The department successfully developed and implemented schemes at unprecedented speed to deliver financial support to more than 12 million employed and self-employed workers via the Coronavirus Job Retention Scheme and the Self-Employment Income Support Scheme. In addition, it has implemented more than 60 provisional policy changes or easements to help respond to the impact of coronavirus.

The operational priority has been to deliver the government support that aims to protect people’s livelihoods and help businesses get through this difficult time financially. Now the department is seeking to build on what it has learned during the pandemic about large scale delivery and the citizens and businesses it serves as the country emerges from the pandemic. The IT which underpinned the coronavirus support schemes was designed, built and delivered from kitchen tables and spare bedrooms; busy customer service staff answered queries remotely from their own homes for the first time; and 90% of HMRC’s 60,000 workforce were able to immediately work remotely to help stop the spread of the virus when the country went into lockdown.

Now that the initial government support response to coronavirus is coming to an end – for example, the closing down of the furlough and self-employed support schemes – it will be interesting to see what other support schemes HMRC may be required to create.

Much will depend – not only on the ability of HMRC to deliver – but the Treasury’s willingness to endorse the required government funding for such schemes.

In their closing remarks HMRC concluded:

HMRC’s primary purpose is to collect the money that pays for the UK’s vital public services and pay out the correct financial support to those who are entitled to it, and as we emerge from the pandemic, the department will carry out this vital work in a way that is sensitive to customers’ altered needs and the challenges they face.

Hopefully, this can be interpreted as a tread-lightly approach; much of the UK business sector is already walking on eggshells.

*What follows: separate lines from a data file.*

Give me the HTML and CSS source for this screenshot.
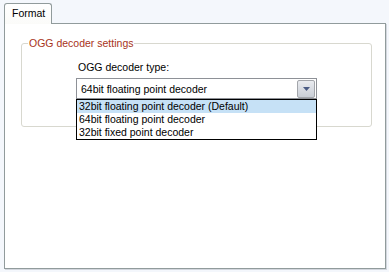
FILE: index.html
```html
<!DOCTYPE html>
<html>
<head>
<meta charset="utf-8">
<link rel="stylesheet" href="styles.css">
</head>
<body>
<div class="dialog">
  <div class="tabs">
    <div class="tab">Format</div>
  </div>
  <div class="panel">
    <fieldset class="group">
      <legend class="group-title">OGG decoder settings</legend>
      <div class="field">
        <div class="field-label">OGG decoder type:</div>
        <div class="combo">
          <div class="combo-value">64bit floating point decoder</div>
          <div class="combo-btn">
            <svg width="7" height="4" viewBox="0 0 7 4"><path d="M0 0h7L3.5 4z" fill="#4a5b84"/></svg>
          </div>
          <ul class="combo-list">
            <li class="selected">32bit floating point decoder (Default)</li>
            <li>64bit floating point decoder</li>
            <li>32bit fixed point decoder</li>
          </ul>
        </div>
      </div>
    </fieldset>
  </div>
</div>
</body>
</html>
```
FILE: styles.css
```css
html, body {
  margin: 0;
  padding: 0;
}
body {
  background: #f4f7fc;
  font-family: "Liberation Sans", Arial, sans-serif;
  font-size: 10.5px;
  color: #000;
  width: 389px;
  height: 272px;
  overflow: hidden;
}
.dialog {
  padding: 3px 0 0 4px;
}
.tabs {
  display: flex;
  height: 20px;
}
.tab {
  width: 48px;
  height: 21px;
  box-sizing: border-box;
  border: 1px solid #919b9c;
  border-bottom: none;
  border-radius: 3px 3px 0 0;
  background: linear-gradient(#ffffff, #fbfbf9);
  padding: 3px 0 0 7px;
  position: relative;
  z-index: 1;
  margin-bottom: -1px;
}
.panel {
  width: 382px;
  height: 246px;
  box-sizing: border-box;
  border: 1px solid #919b9c;
  background: #fff;
  box-shadow: 1px 1px 0 #d3d7de;
  padding: 13px 0 0 16px;
}
.group {
  margin: 0;
  width: 351px;
  height: 90px;
  box-sizing: border-box;
  border: 1px solid #d8d8cf;
  border-radius: 3px;
  padding: 0;
}
.group-title {
  color: #a8331a;
  padding: 0 1px;
  margin-left: 6px;
}
.field {
  padding: 12px 0 0 54px;
}
.field-label {
  height: 17px;
  padding-left: 2px;
}
.combo {
  position: relative;
  width: 241px;
  height: 21px;
  box-sizing: border-box;
  border: 1px solid #8e9197;
  display: flex;
  align-items: center;
  padding: 0 1px 0 4px;
}
.combo-value {
  flex: 1;
}
.combo-btn {
  width: 18px;
  height: 18px;
  box-sizing: border-box;
  border: 1px solid #a3a6ab;
  border-radius: 2px;
  background: linear-gradient(#e9ebef, #c9ced6);
  display: flex;
  align-items: center;
  justify-content: center;
}
.combo-list {
  position: absolute;
  left: 0;
  top: 20px;
  width: 241px;
  box-sizing: border-box;
  margin: 0 0 0 -1px;
  padding: 0;
  list-style: none;
  background: #fff;
  border: 1px solid #000;
}
.combo-list li {
  height: 13px;
  line-height: 13px;
  padding-left: 2px;
}
.combo-list li.selected {
  background: #c6e1f6;
}
```
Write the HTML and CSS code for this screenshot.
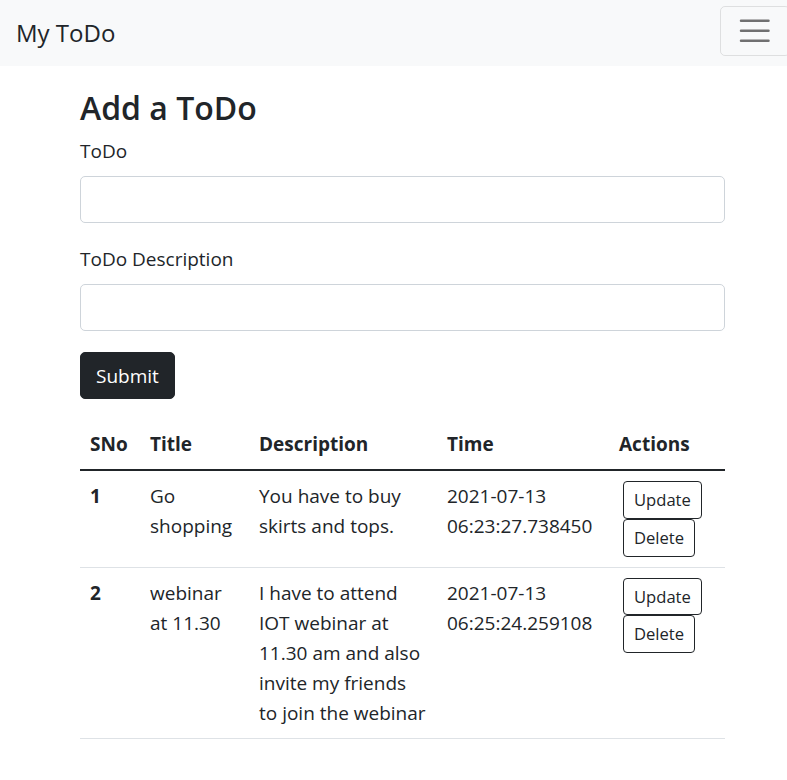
FILE: index.html
```html
<!DOCTYPE html>
<html lang="en">
<head>
<meta charset="utf-8">
<title>My ToDo</title>
<link rel="stylesheet" href="styles.css">
</head>
<body>
<nav class="navbar">
  <span class="brand">My ToDo</span>
  <button class="toggler" type="button" aria-label="Toggle navigation">
    <svg class="toggler-icon" viewBox="0 0 30 30" width="37.5" height="37.5">
      <path d="M4 7h22M4 15h22M4 23h22" stroke="rgba(0,0,0,0.55)" stroke-width="2" stroke-linecap="round" fill="none"/>
    </svg>
  </button>
</nav>
<main class="container">
  <h2 class="title">Add a ToDo</h2>
  <form class="todo-form">
    <div class="field">
      <label class="label" for="title">ToDo</label>
      <input class="input" id="title" type="text">
    </div>
    <div class="field">
      <label class="label" for="desc">ToDo Description</label>
      <input class="input" id="desc" type="text">
    </div>
    <button class="btn-dark" type="button">Submit</button>
  </form>
  <table class="table">
    <colgroup>
      <col class="c-sno"><col class="c-title"><col class="c-desc"><col class="c-time"><col class="c-act">
    </colgroup>
    <thead>
      <tr><th>SNo</th><th>Title</th><th>Description</th><th>Time</th><th>Actions</th></tr>
    </thead>
    <tbody>
      <tr>
        <th class="row-no">1</th>
        <td>Go shopping</td>
        <td>You have to buy skirts and tops.</td>
        <td>2021-07-13 06:23:27.738450</td>
        <td><div class="actions"><button class="btn-sm" type="button">Update</button><button class="btn-sm" type="button">Delete</button></div></td>
      </tr>
      <tr>
        <th class="row-no">2</th>
        <td>webinar at 11.30</td>
        <td>I have to attend IOT webinar at 11.30 am and also invite my friends to join the webinar</td>
        <td>2021-07-13 06:25:24.259108</td>
        <td><div class="actions"><button class="btn-sm" type="button">Update</button><button class="btn-sm" type="button">Delete</button></div></td>
      </tr>
    </tbody>
  </table>
</main>
</body>
</html>
```
FILE: styles.css
```css
html { overflow-x: hidden; }
* { box-sizing: border-box; }
body {
  margin: 0;
  font-family: "Open Sans", "Noto Sans", sans-serif;
  font-size: 19px;
  line-height: 30px;
  color: #212529;
  background: #fff;
}
.navbar {
  height: 66px;
  background: #f8f9fa;
  display: flex;
  align-items: center;
  justify-content: space-between;
  padding: 0 0 0 16px;
}
.brand {
  font-size: 24px;
  line-height: 38px;
  color: #212529;
}
.toggler {
  width: 69.5px;
  height: 50px;
  margin-right: -2.5px;
  margin-top: -4px;
  padding: 5px 15px;
  background: transparent;
  border: 1px solid rgba(0,0,0,0.1);
  border-radius: 5px;
  display: flex;
  align-items: center;
}
.toggler-icon { display: block; }
.container {
  width: 645px;
  margin-left: 80px;
  padding-top: 22px;
}
.title {
  margin: 0 0 8px;
  font-size: 32px;
  line-height: 40px;
  font-weight: 600;
}
.todo-form { display: flex; flex-direction: column; align-items: flex-start; }
.field { width: 100%; margin-bottom: 21px; }
.label { display: block; margin-bottom: 10px; }
.input {
  display: block;
  width: 100%;
  height: 47px;
  border: 1px solid #ced4da;
  border-radius: 5px;
  background: #fff;
  font: inherit;
}
.btn-dark {
  font: inherit;
  background: #212529;
  color: #fff;
  border: 1px solid #212529;
  border-radius: 5px;
  padding: 7.5px 15px;
  line-height: 30px;
}
.table {
  width: 645px;
  margin-top: 20px;
  border-collapse: collapse;
  table-layout: fixed;
}
.c-sno { width: 60px; }
.c-title { width: 109px; }
.c-desc { width: 188px; }
.c-time { width: 172px; }
.c-act { width: 116px; }
.table th, .table td {
  padding: 10px;
  text-align: left;
  vertical-align: top;
  border-bottom: 1px solid #dee2e6;
}
.table thead th {
  font-weight: 700;
  border-bottom: 2px solid #212529;
}
.row-no { font-weight: 700; }
.actions {
  display: flex;
  flex-direction: column;
  align-items: flex-start;
  padding-left: 4px;
}
.btn-sm {
  font-family: inherit;
  font-size: 16.6px;
  line-height: 25.75px;
  padding: 5px 10px;
  background: #fff;
  color: #212529;
  border: 1px solid #212529;
  border-radius: 4px;
}
```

Employer obligations to employees working at home

It may surprise many smaller employers with staff working from home that they still have health and safety responsibilities. The following notes published by ACAS should be considered:

Employers should:

  • talk to their employees and workers about how they might improve working from home arrangements
  • continue to consider which roles and tasks can be done from home – this might involve doing things differently and not assuming a role cannot be based at home
  • support employees to adjust to remote working
  • consider individual employees' needs, for example anyone with childcare responsibilities, a long-term health condition or a disability
  • write down the arrangements that have been agreed so everyone's clear

Health and Safety concerns

By law, employers are responsible for the health and safety of all employees, including those working from home.

Employer responsibilities:

During the coronavirus pandemic, it's very unlikely that employers can carry out usual health and safety risk assessments at an employee's home. However, an employer should still check that:

  • each employee feels the work they're being asked to do at home can be done safely
  • employees have the right equipment to work safely
  • managers keep in regular contact with their employees, including making sure they do not feel isolated
  • reasonable adjustments are made for an employee who has a disability

If changes are needed, employers are responsible for making sure they happen.

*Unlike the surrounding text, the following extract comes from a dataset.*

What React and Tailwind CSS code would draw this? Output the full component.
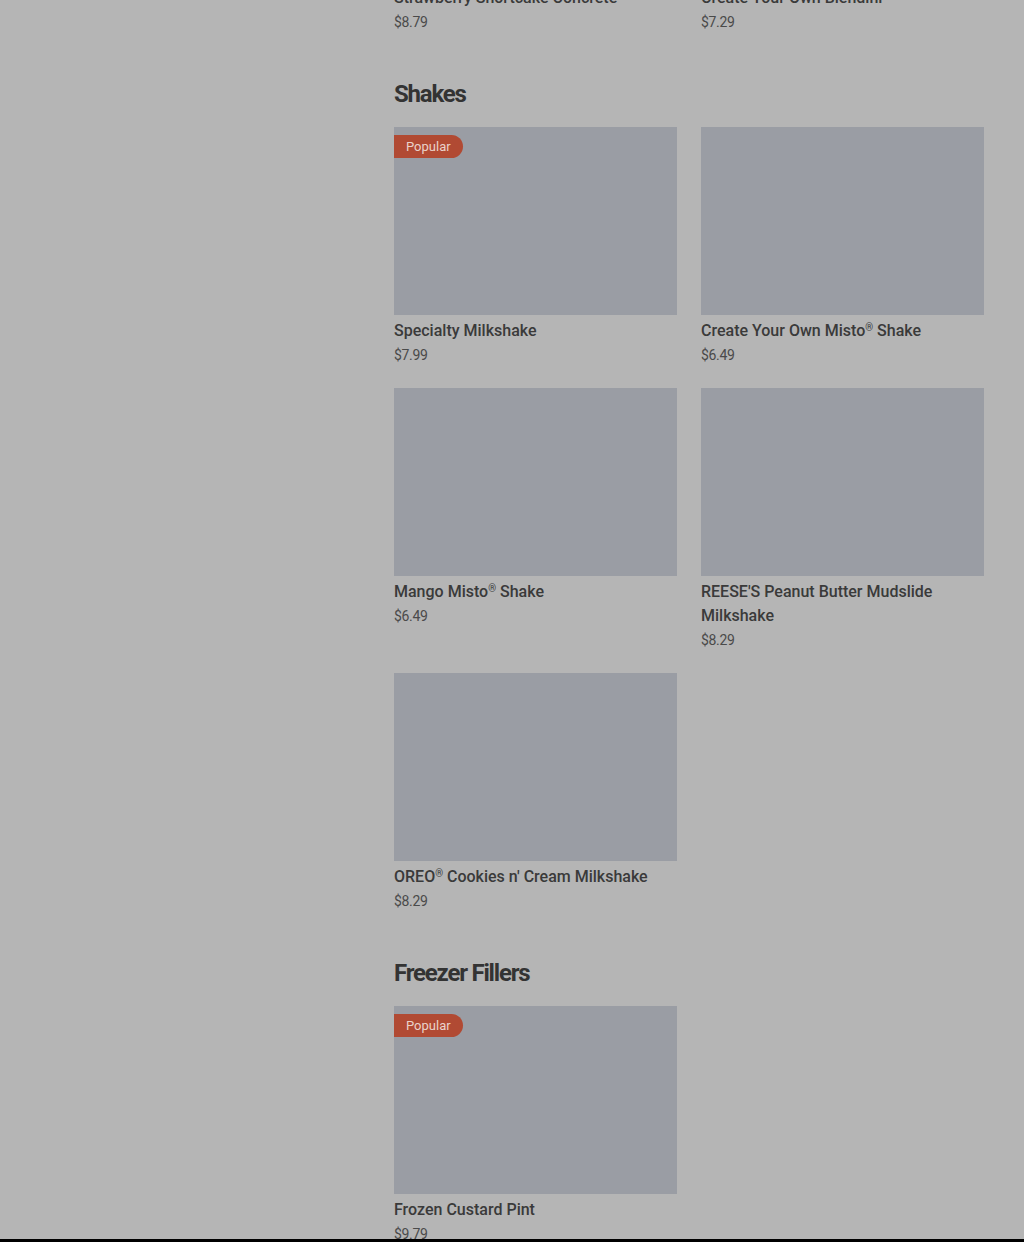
import React from 'react';

const sections = [
  {
    title: 'Shakes',
    items: [
      { name: 'Specialty Milkshake', price: '$7.99', popular: true },
      { name: 'Create Your Own Misto® Shake', price: '$6.49' },
      { name: 'Mango Misto® Shake', price: '$6.49' },
      { name: "REESE'S Peanut Butter Mudslide Milkshake", price: '$8.29' },
      { name: "OREO® Cookies n' Cream Milkshake", price: '$8.29' },
    ],
  },
  {
    title: 'Freezer Fillers',
    items: [{ name: 'Frozen Custard Pint', price: '$9.79', popular: true }],
  },
];

// small raised ® like the reference
const Name = ({ text }) => {
  const parts = text.split('®');
  return parts.map((p, i) => (
    <React.Fragment key={i}>
      {p}
      {i < parts.length - 1 && <span className="relative -top-[5px] text-[10px] leading-none">®</span>}
    </React.Fragment>
  ));
};

const ItemCard = ({ item }) => (
  <div>
    <div className="relative h-[188px] bg-[#9a9da4]">
      {item.popular && (
        <span className="absolute left-0 top-2 h-[23px] pl-3 pr-3 rounded-r-full bg-[#b14a33] text-[13px] leading-[23px] text-[#ead2ca]">
          Popular
        </span>
      )}
    </div>
    <p className="mt-1 text-base leading-6 font-medium text-[#3a3a3a]">
      <Name text={item.name} />
    </p>
    <p className="text-sm leading-6 tracking-tight text-[#4a4a4a]">{item.price}</p>
  </div>
);

export default function App() {
  return (
    <div className="min-h-screen bg-[#b5b5b5] overflow-hidden" style={{ fontFamily: 'Roboto, "Liberation Sans", sans-serif' }}>
      <div className="ml-[394px] w-[590px]">
        <div className="-mt-[14px] grid grid-cols-2 gap-x-6">
          <div>
            <p className="text-base leading-6 font-medium text-[#3a3a3a]">Strawberry Shortcake Concrete</p>
            <p className="text-sm leading-6 tracking-tight text-[#4a4a4a]">$8.79</p>
          </div>
          <div>
            <p className="text-base leading-6 font-medium text-[#3a3a3a]">Create Your Own Blendini™</p>
            <p className="text-sm leading-6 tracking-tight text-[#4a4a4a]">$7.29</p>
          </div>
        </div>
        {sections.map((section) => (
          <section key={section.title} className="pt-[44px]">
            <h2 className="mb-[17px] text-2xl leading-8 font-bold tracking-[-0.05em] text-[#333333]">{section.title}</h2>
            <div className="grid grid-cols-2 gap-x-6 gap-y-[21px]">
              {section.items.map((item) => (
                <ItemCard key={item.name} item={item} />
              ))}
            </div>
          </section>
        ))}
      </div>
      <div className="fixed bottom-0 left-0 right-0 h-[3px] bg-black" />
    </div>
  );
}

Employee responsibilities:

Employees also have a responsibility to take reasonable care of their own health and safety.

Anyone working from home should keep in regular contact with their manager. They should also tell their manager about:

  • any health and safety risks
  • any homeworking arrangements that need to change

Clearly, there is more to consider than simply agreeing that an employee can work from home. The concerns discussed in this article are focused on health and safety issues. Employers and employees will also need to consider tax, internet security and other resourcing issues. We may well consider these additional matters in further posts to this blog.